In the late 60s whilst sailing on ferries we had a passenger who was a C/e on the big Steam turbine B,he was on his way home on leave whilst his ship was being re engined over on the continent,
jimen boats,he said that at full speed they used nearly 600tpd


----------



## stevie burgess (Oct 9, 2008)

I was told that the baby bays consumption was about 220 tons per day but i could be wrong though.


----------



## steamer659 (Mar 18, 2009)

I have sailed on a bunch of the early- second generation containerships, some purpose built, some conversions- and also the former Sea Land SL7's- the USL Mariner Container Conversions burned around 110 tpd, the APL conversions around 116 tpd, the AEL Sea Witch class around the same.

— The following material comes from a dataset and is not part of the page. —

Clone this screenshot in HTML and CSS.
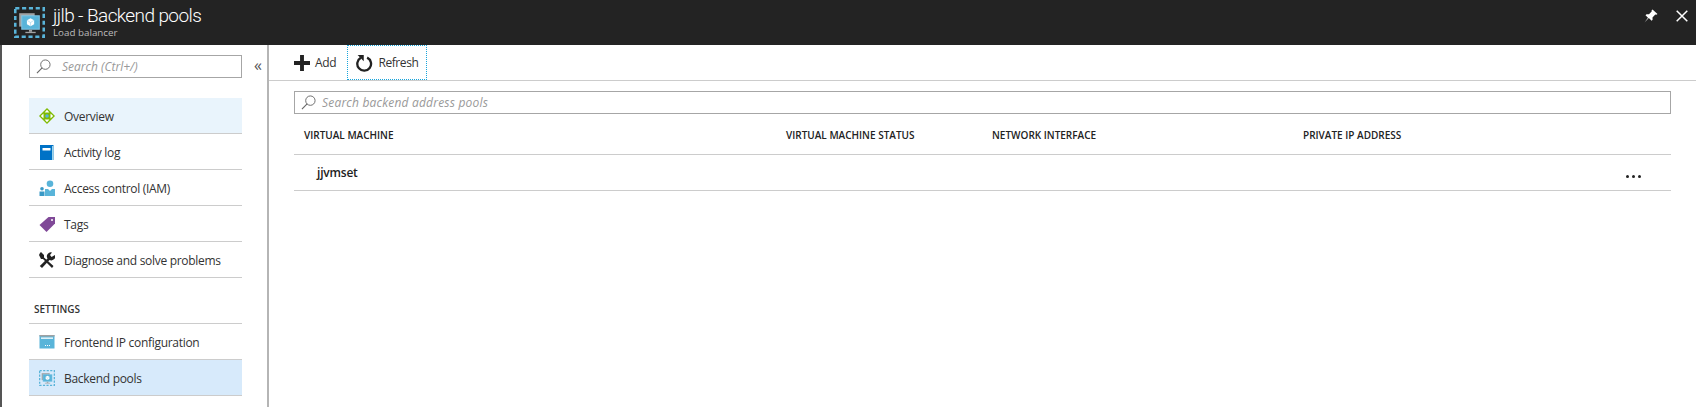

The Sun Trailerships usually around 164 tpd, of course all of this pales to the SL7's- which were about 650 tpd at 33 knots- the above consumptions were average for about 90% load, loaded- all steamers...


----------



## docdiesel (Aug 25, 2007)

I was engineer cadet on the Tokyo & Liverpool Bay.
I have just looked at my records from 1977 & 1979
Tokyo Bay was on a economy trail running one boiler whilst at sea, running at about 18 to 20 Kts she was Burning about 200 Tons/day
Liverpool Bay was doing something similar in 1979. However for some reason we did a passage from Suez to Southampton at "Extra" Full speed giving everything we had doing about 26-28 Kts she was burning 420 Tons/Day.
Hope this helps


----------



## stevie burgess (Oct 9, 2008)

I remember on the Liverpool bay class when i was first on them in the early 80's they used to say once we cleared Suez homeward bound...not long now lads 4 to the rock and 2 to the dock! Must have been a record breaker that one docdiesel at 26-28 knots!


----------



## seagem (Cornish) (Dec 26, 2012)

*Liverpool Bay Class Engine and Fuel*

In his book 'There Go The Ships', Marshall Meek, Ocean Fleets Naval Architect (responsible for these and the Encounter Bays) says that, after discussion of 120,000 horsepower, he was cut back, by the directors, 'to an arbitrary 80,000 hoorsepower'. At this level, the fuel consumption was 400 tons/day. Sea trails, off the Norwegian coast, produced 'over 30 knots'. These figures tie in well enough with 'docdiesel', where he was running loaded and trials would have been in ballast.

I note also 'howardws' contribution regarding the Encounter Bays 32,000 hp and 140/160 tons/day. These figures seem to tie in with my experience (1968) of Blue Funnel S.S. Perseus, which was 15,500 hp and 84 tons/day. It might have been expected that efficiency had improved in the 18 years between them, but, even at 160 tons/day, if fuel was cheap, there was perhaps no great incentive to chase it.

To save you the maths, 80,000/400 gives the same ratio as 32,000/160, although it should be remembered that these powers would be above the service power, even if the fuel consumption is real.

Finally, grab a copy of the book; it's a very worthwhile read.


----------



## callpor (Jan 31, 2007)

howardang said:


> I don't know whether my memory is playing tricks but the figure of 210 tons per day springs to mind for Atlantic Causeway - a 2nd Generation with ACL/Cunard around the early 1970's
> 
> Regards,
> 
> Howard


Howard's memory is pretty accurate, as I also sailed for sometime on the ACL ships in 1970/71. I have on record that they used 32 tons per watch which equates to 256 ton per day. Cheers, Chris


----------